Nowhere in the order or any other pleadings did the petitioner relinquish her right to or claim to
the inheritance. See In re Marriage of McLauchlan, 2012 IL App (1st) 102114 (property settlement
agreement in the dissolution of marriage case controlled where former wife had specifically
waived any and all interests in former husband’s retirement plans). Instead, this order merely
acknowledged that this inheritance constituted nonmarital property that should be awarded to the
respondent. This court has previously held that retirement benefits awarded to a party following a
dissolution of marriage are not barred from use in determining income for child support purposes.
See In re Marriage of Klomps, 286 Ill.
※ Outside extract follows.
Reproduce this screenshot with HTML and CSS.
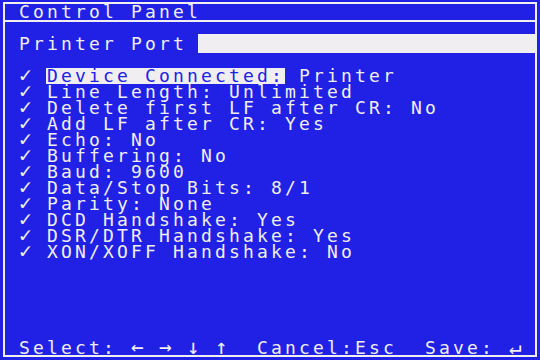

App. 3d 710, 715-17 (1997). Whether the money was
awarded to the respondent and whether that money can later be considered income for the purposes
of determining the amount of child support and maintenance are two separate questions. Thus,
here, where there was no waiver of the petitioner’s interests in the inheritance and, in fact, the
petitioner challenged the circuit court’s refusal to include the inheritance in its initial calculation
of child support and maintenance in her petition to reconsider following the original October 11,
2016, order, the inherited IRAs are not immune from later being considered as income for the
purposes of determining child support and maintenance.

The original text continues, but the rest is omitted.